Rama et Sarko constituent tous les deux une icône qui est elle-même l'emblème d'une nouvelle France, tout en symbolisant la fin d'une époque. Celle où le peuple est écartelé entre une droite et une gauche qui n'en finissent pas de s'empoigner au Palais Bourbon et dans les médias, depuis que le 7 mai 1789, deux jours après l'ouverture des Etats Généraux, par commodité, les uns se mirent à droite et les autres à gauche, pour compter partisans et adversaires d'une proposition du maître de cérémonie Mirabeau. Ils sont le symbole d'une nouvelle France qui donne sa chance à tous ceux qui sont brillants et n'ont pas envie de demeurer d'éternels "losers", quelle que soit leur origine. Une France où les minorités, et plus précisément les immigrés peuvent faire entendre leurs voix.
Le 14 janvier 2007, à l'occasion du congrès d'investiture du candidat Sarkozy, Rama Yade se fera médiatiquement remarquer par toute l'Hexagone. De fait, ce jour-là, avec une virulence qu'on ne lui connaît pas, elle s'en est prise au parti socialiste français, l'accusant de cécité. Les "éléphants" du PS eurent leur part d'invectives, leur reprochant de ne pas avoir de projet, d'idées, de vision ; ne leur pardonnant pas surtout d'avoir instauré une "République du guichet" où l'on accorde aux enfants d'immigrés "de la pitié plutôt que le respect".

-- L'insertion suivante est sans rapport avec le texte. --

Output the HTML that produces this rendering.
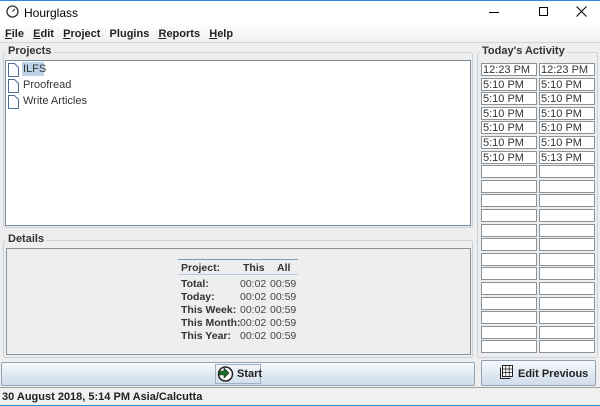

Dans "Noirs de France", un livre à recommander sorti aux Editions Calmann-Lévy, Rama Yade-Zimet interpelle Blancs et Noirs. "Les Blancs pour qu'ils comprennent ce que les Noirs leur apportent et comment leurs réactions à la vue d'un Noir peuvent avoir de grandes conséquences ! Les Noirs, pour les inviter à sortir de la victimisation et à se battre, malgré les difficultés !".